Marc fishing, didn't catch anything tho.
This lion pulled down the Wildebeest and ate all night. Tough to tell which was alive and which was dead.
The next morning we set off again and the highlight was a young bull elephant who apparently felt we were encroaching upon his space and took off after us. Our excellent guide, Nikki, explained that it was a mock charge designed only to scare us off. It worked.
Rhinos joined us for Sundowners.
What did Shad find??
Nicky and Shad.
Rare to see a hippo out of water.
Young bull charged us.
Leopard kill in the tree.
This guys was under our deck during breakfast.
That evening, we watched two giraffes fight. They actually do it by smacking their necks into each other until one gives up. Sometimes, this fight can take three days. There was an odd grace to the process, as the animals stand calmly side by side between swings until one of them decides to smack the other.

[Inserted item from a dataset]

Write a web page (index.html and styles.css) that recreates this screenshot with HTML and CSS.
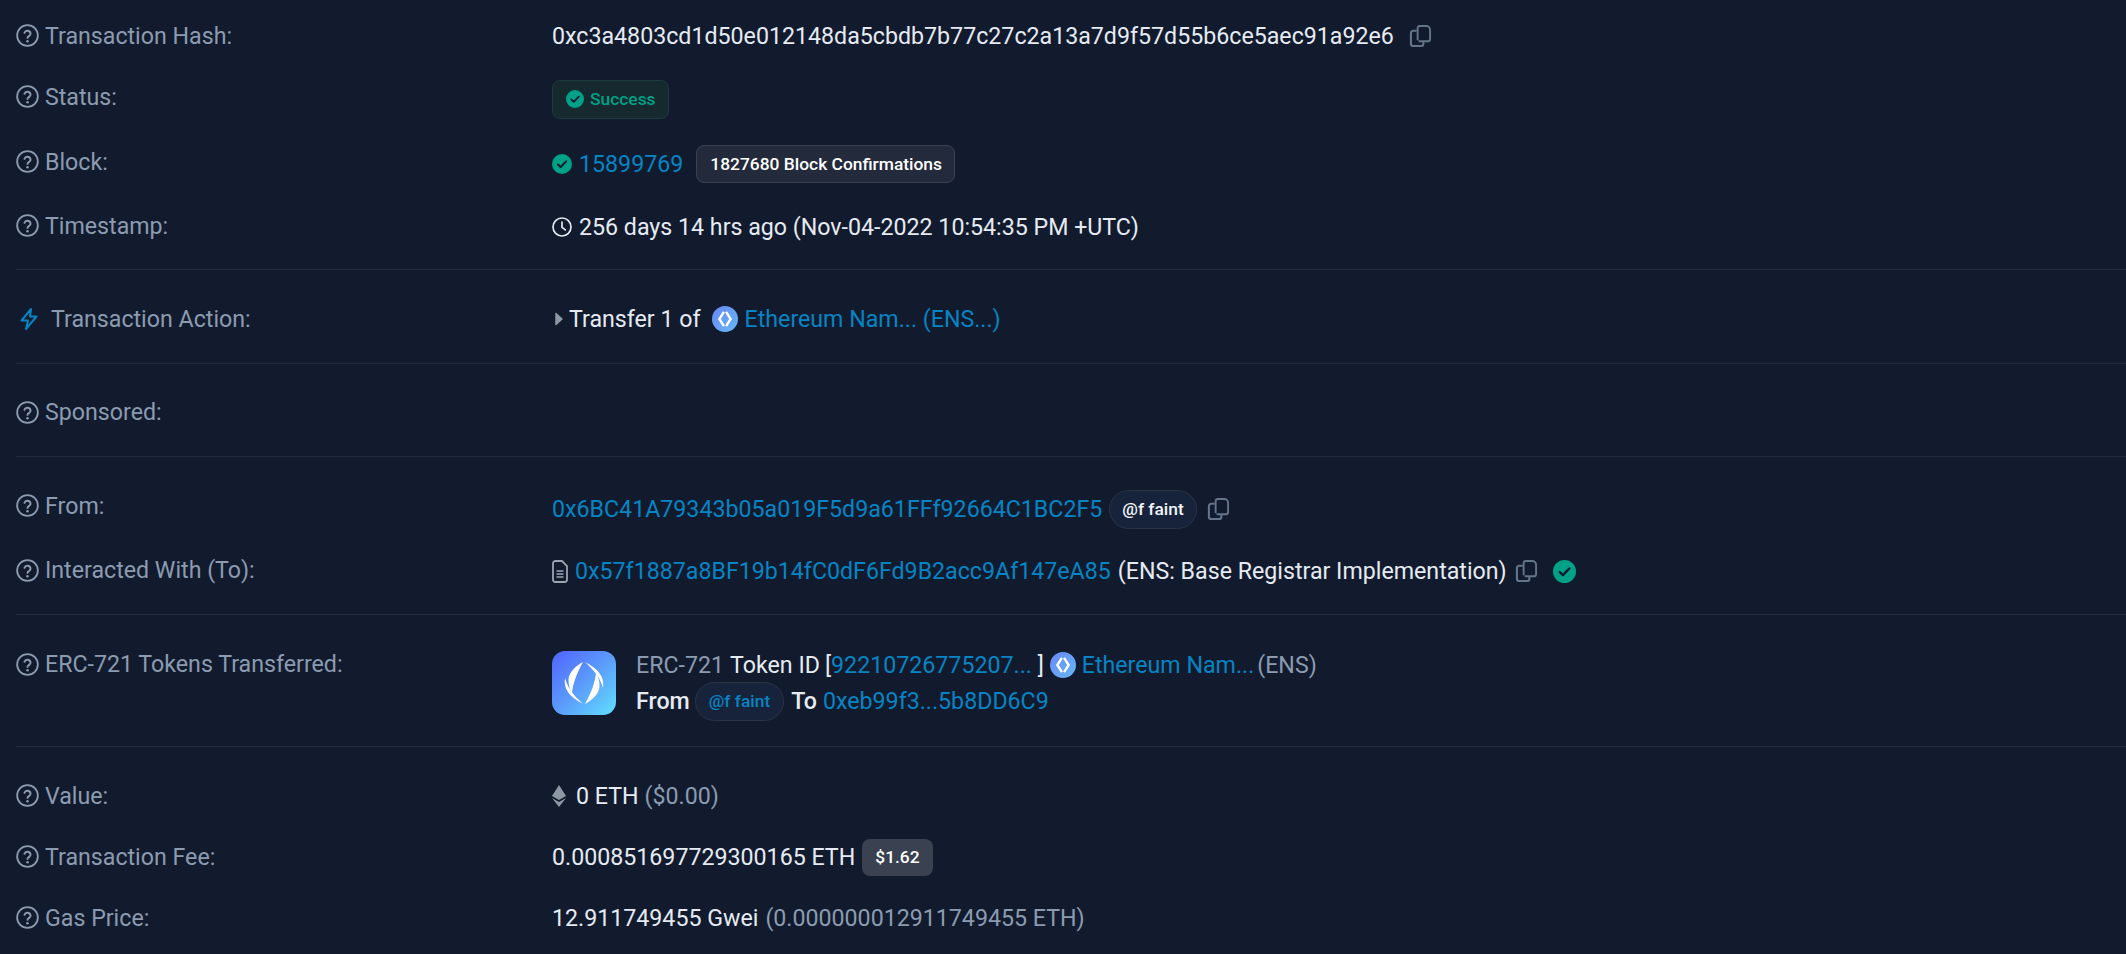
FILE: index.html
```html
<!DOCTYPE html>
<html lang="en">
<head>
<meta charset="utf-8">
<title>Transaction Details</title>
<link rel="stylesheet" href="styles.css">
</head>
<body>
<svg class="defs" width="0" height="0" aria-hidden="true">
  <defs>
    <linearGradient id="ensg" x1="0" y1="0" x2="1" y2="1"><stop offset="0" stop-color="#6a86f2"/><stop offset="1" stop-color="#66b8f8"/></linearGradient>
    <linearGradient id="ensbig" x1="0" y1="0" x2="1" y2="1"><stop offset="0" stop-color="#5163ff"/><stop offset="0.5" stop-color="#5b9bfb"/><stop offset="1" stop-color="#62e0ff"/></linearGradient>
    <symbol id="q" viewBox="0 0 24 24"><circle cx="12" cy="12" r="10.8" fill="none" stroke="currentColor" stroke-width="1.9"/><path d="M8.8 9.2a3.3 3.3 0 0 1 6.4 1c0 2.2-3.2 2.6-3.2 4.3" fill="none" stroke="currentColor" stroke-width="2" stroke-linecap="round"/><circle cx="12" cy="18" r="1.3" fill="currentColor"/></symbol>
    <symbol id="copy" viewBox="0 0 24 24"><path d="M9 16.5V4a2.5 2.5 0 0 1 2.5-2.5H18a4 4 0 0 1 4 4V15a2.5 2.5 0 0 1-2.5 2.500H10" fill="none" stroke="currentColor" stroke-width="2"/><path d="M8 6.500H4.500A2.500 2.500 0 0 0 2 9v11a2.500 2.500 0 0 0 2.500 2.500h8a2.500 2.500 0 0 0 2.500-2.500v-2" fill="none" stroke="currentColor" stroke-width="2.200"/></symbol>
    <symbol id="ok" viewBox="0 0 24 24"><circle cx="12" cy="12" r="12" fill="#00a186"/><path d="M7 12.500l3.300 3.300L17 8.800" fill="none" stroke="#12192c" stroke-width="2.400" stroke-linecap="round" stroke-linejoin="round"/></symbol>
    <symbol id="ens" viewBox="0 0 24 24"><circle cx="12" cy="12" r="12" fill="url(#ensg)"/><path d="M11 5.500L6.800 12l4.200 6.500M13 5.500l4.200 6.500L13 18.500" fill="none" stroke="#fff" stroke-width="2.200"/></symbol>
  </defs>
</svg>
<main class="card">
  <section class="group group-top">
    <div class="row">
      <div class="label label-hash"><svg class="ico"><use href="#q"/></svg>Transaction Hash:</div>
      <div class="value">0xc3a4803cd1d50e012148da5cbdb7b77c27c2a13a7d9f57d55b6ce5aec91a92e6<svg class="copy copy-wide"><use href="#copy"/></svg></div>
    </div>
    <div class="row">
      <div class="label label-status"><svg class="ico"><use href="#q"/></svg>Status:</div>
      <div class="value"><span class="status"><svg class="ok-small"><use href="#ok"/></svg>Success</span></div>
    </div>
    <div class="row row-block">
      <div class="label label-status"><svg class="ico"><use href="#q"/></svg>Block:</div>
      <div class="value"><svg class="vico"><use href="#ok"/></svg><a>15899769</a><span class="confirm">1827680 Block Confirmations</span></div>
    </div>
    <div class="row">
      <div class="label"><svg class="ico"><use href="#q"/></svg>Timestamp:</div>
      <div class="value"><svg class="vico" viewBox="0 0 24 24"><circle cx="12" cy="12" r="10.800" fill="none" stroke="currentColor" stroke-width="2"/><path d="M12 6v6.500l4 3" fill="none" stroke="currentColor" stroke-width="2" stroke-linecap="round" stroke-linejoin="round"/></svg>256 days 14 hrs ago (Nov-04-2022 10:54:35 PM +UTC)</div>
    </div>
  </section>
  <section class="group">
    <div class="row">
      <div class="label label-action"><svg class="bolt" viewBox="0 0 18 22"><path d="M11 1L1.500 12.500H8L6 21 16.500 8.500H10z" fill="none" stroke="#0784c3" stroke-width="2" stroke-linejoin="round"/></svg>Transaction Action:</div>
      <div class="value"><svg class="caret" viewBox="0 0 8 14"><path d="M1 1.500l6 5.500-6 5.500z" fill="#8c98a4" stroke="#8c98a4" stroke-width="1.500" stroke-linejoin="round"/></svg>Transfer 1 of<svg class="ens-small ens-pad"><use href="#ens"/></svg><a>Ethereum Nam... (ENS...)</a></div>
    </div>
  </section>
  <section class="group group-sponsored">
    <div class="row">
      <div class="label label-sponsored"><svg class="ico"><use href="#q"/></svg>Sponsored:</div>
    </div>
  </section>
  <section class="group group-addr">
    <div class="row">
      <div class="label label-from"><svg class="ico"><use href="#q"/></svg>From:</div>
      <div class="value"><a>0x6BC41A79343b05a019F5d9a61FFf92664C1BC2F5</a><span class="pill">@f faint</span><svg class="copy"><use href="#copy"/></svg></div>
    </div>
    <div class="row">
      <div class="label label-to"><svg class="ico"><use href="#q"/></svg>Interacted With (To):</div>
      <div class="value"><svg class="doc" viewBox="0 0 16 23"><path d="M1 3.500a2.500 2.500 0 0 1 2.500-2.500H10l5 5v13.500a2.500 2.500 0 0 1-2.500 2.500h-9A2.500 2.500 0 0 1 1 19.500z" fill="none" stroke="#9aa5b1" stroke-width="1.800"/><path d="M4.500 11h7M4.500 14h7M4.500 17h7" stroke="#9aa5b1" stroke-width="1.600"/></svg><a>0x57f1887a8BF19b14fC0dF6Fd9B2acc9Af147eA85</a><span class="after-link">(ENS: Base Registrar Implementation)</span><svg class="copy copy-to"><use href="#copy"/></svg><svg class="ok-end"><use href="#ok"/></svg></div>
    </div>
  </section>
  <section class="group group-token">
    <div class="row row-token">
      <div class="label"><svg class="ico"><use href="#q"/></svg>ERC-721 Tokens Transferred:</div>
      <div class="value token">
        <svg class="ens-big" viewBox="0 0 64 64"><rect width="64" height="64" rx="13" fill="url(#ensbig)"/><g fill="#fff"><path d="M31 11C25 14 17 21 16.500 28 16.200 33 17.500 38 20 43 20.500 33 25 22 31 11z"/><path d="M13 27C11.500 37 16 45 31 53 24 46 16.500 40 13 27z"/></g><g fill="#fff" transform="rotate(180 32 32)"><path d="M31 11C25 14 17 21 16.500 28 16.200 33 17.500 38 20 43 20.500 33 25 22 31 11z"/><path d="M13 27C11.500 37 16 45 31 53 24 46 16.500 40 13 27z"/></g></svg>
        <div class="token-lines">
          <div class="line"><span class="muted">ERC-721</span><span class="gap">Token ID</span><span class="gap-bracket">[<a>92210726775207...</a> ]</span><svg class="ens-small ens-inline"><use href="#ens"/></svg><a>Ethereum Nam...</a><span class="muted ens-tag">(ENS)</span></div>
          <div class="line"><strong>From</strong><span class="pill pill-link">@f faint</span><strong>To</strong><a class="to-addr">0xeb99f3...5b8DD6C9</a></div>
        </div>
      </div>
    </div>
  </section>
  <section class="group group-last">
    <div class="row">
      <div class="label"><svg class="ico"><use href="#q"/></svg>Value:</div>
      <div class="value"><svg class="eth" viewBox="0 0 14 22"><path d="M7 0L0 11l7 4 7-4z" fill="#8c98a4"/><path d="M0 13l7 9 7-9-7 4z" fill="#8c98a4"/></svg>0 ETH<span class="muted usd-tight">($0.00)</span></div>
    </div>
    <div class="row">
      <div class="label"><svg class="ico"><use href="#q"/></svg>Transaction Fee:</div>
      <div class="value">0.000851697729300165 ETH<span class="fee">$1.62</span></div>
    </div>
    <div class="row">
      <div class="label"><svg class="ico"><use href="#q"/></svg>Gas Price:</div>
      <div class="value">12.911749455 Gwei<span class="muted usd">(0.000000012911749455 ETH)</span></div>
    </div>
  </section>
</main>
</body>
</html>
```
FILE: styles.css
```css
* { box-sizing: border-box; }
html, body { margin: 0; height: 100%; }
body {
  background: #121b2e;
  color: #e6ebf3;
  font-family: Roboto, "Liberation Sans", sans-serif;
  font-size: 23.2px;
  overflow: hidden;
}
.defs { position: absolute; }
a { color: #0784c3; }
.card { padding-left: 16px; }
.group { border-bottom: 1px solid #232b3c; padding: 28px 0 23px; display: flex; flex-direction: column; gap: 22px; }
.group-top { padding: 15px 0 21px; gap: 21px; }
.group-sponsored { padding: 28px 0 22px; }
.group-addr { padding: 31px 0 22px; gap: 20px; }
.group-token { padding: 36px 0 31px; }
.group-last { padding: 28px 0 0; gap: 19px; border-bottom: 0; }
.row { display: flex; min-height: 42px; align-items: center; }
.row-block { margin-top: 2px; }
.row-token { align-items: flex-start; }
.label { width: 536px; flex: none; display: flex; align-items: center; color: #8c9bb0; margin-top: -3px; }
.label-hash { margin-top: -1px; }
.label-status { margin-top: -5px; }
.label-sponsored { margin-top: -2px; }
.label-action { margin-top: 0; }
.label-from { margin-top: -7px; }
.label-to { margin-top: -2px; }
.group-last .label { margin-top: -1px; }
.row-token .label { margin-top: -5px; height: 36px; }
.value { display: flex; align-items: center; white-space: pre; }
.ico { width: 23px; height: 23px; margin-right: 6px; flex: none; color: #8c9bb0; }
.vico { width: 20px; height: 20px; margin-right: 7px; flex: none; }
.copy { width: 23px; height: 24px; color: #64748a; margin-left: 10px; flex: none; }
.copy-wide { margin-left: 15px; }
.copy-to { margin-left: 8px; }
.status { display: inline-flex; align-items: center; height: 39px; padding: 0 12px 0 13px; color: #00a186; background: #15292f; border: 1px solid #1b3b3e; border-radius: 8px; font-size: 17.4px; font-weight: 500; }
.ok-small { width: 18px; height: 18px; margin-right: 6px; }
.confirm { margin-left: 13px; height: 38px; display: inline-flex; align-items: center; padding: 0 12px 0 13px; background: #222a3b; border: 1px solid #3a4252; border-radius: 8px; font-size: 17.4px; font-weight: 500; color: #fff; }
.bolt { width: 18px; height: 22px; margin: 0 13px 0 4px; flex: none; }
.caret { width: 8px; height: 14px; margin: 0 6px 0 3px; flex: none; }
.ens-small { width: 26px; height: 26px; flex: none; }
.ens-pad { margin: 0 7px 0 11px; }
.ens-inline { margin: 0 6px; }
.ens-tag { margin-left: 3px; }
.pill { margin-left: 7px; height: 39px; display: inline-flex; align-items: center; padding: 0 12px; background: #17233a; border: 1px solid #2b3445; border-radius: 20px; font-size: 17.4px; font-weight: 500; color: #f1f4f8; }
.pill-link { color: #0784c3; margin: 0 7px 0 5px; padding: 0 13px; }
.doc { width: 16px; height: 23px; margin-right: 7px; flex: none; }
.after-link { margin-left: 7px; }
.ok-end { width: 23px; height: 23px; margin-left: 15px; flex: none; }
.token { align-items: flex-start; }
.ens-big { width: 64px; height: 64px; margin-right: 20px; flex: none; }
.token-lines { display: flex; flex-direction: column; margin: -4px 0; }
.line { display: flex; align-items: center; height: 36px; }
.muted { color: #8c9bb0; }
.gap { margin-left: 6px; }
.gap-bracket { margin-left: 5px; }
strong { font-weight: 500; }
.to-addr { margin-left: 6px; }
.eth { width: 14px; height: 22px; margin-right: 10px; flex: none; }
.usd { margin-left: 7px; }
.usd-tight { margin-left: 6px; }
.fee { margin-left: 7px; height: 37px; display: inline-flex; align-items: center; padding: 0 13px; background: #3a4150; border-radius: 8px; font-size: 17.4px; font-weight: 500; color: #fff; }
```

As we headed back to the lodge, Nikki received word on her radio that two leopards were spotted in the mating game that leads to sex. She tracked them down and we watched for an hour as she navigated the jeep through the thick growth, rolling over saplings and shrubs, and the leopards engaged in their dating game. They rubbed against each other, slapped each other, climbed a tree together, and left their marks all over the place. In the midst of it all, along came three big hyenas. The leopards paid them little heed, and our guide explained that the hyenas would never challenge leopards. The hyenas would, however, hope that the leopards had made a kill so that they could steal some meat or pick at the carcass when the leopards were done. We watched the game for a while and finally called it a day.
The next morning, our final drive, we saw more rhinos and, incredibly, found the amorous leopards. This time, they were busy consummating their relationship. Sex lasts for about 45 seconds and the guide says is actually painful for the female. Accordingly, the process involves a lot of roaring as the male pins the female to the ground and then enjoys his few moments of pleasure. Here's the kicker: they repeat the process every couple of minutes and can keep at it for two or three days. Marc says that the male must be a French leopard. As we were watching the leopards, we turned to find that a rhino had sauntered up and was watching us. Absolutely incredible.
We are now packed and, after lunch, will head to the small airfield here for the flight to Jo Berg and on to London. I will write more from England as we all reflect on what has been a truly phenomenal trip. Now it is time to contemplate what we've seen as I enjoy a fine cigar.
Please note that I'm making this entry on my I-Pad and can't go back to review the content. Please forgive any errors--I am off for that cigar!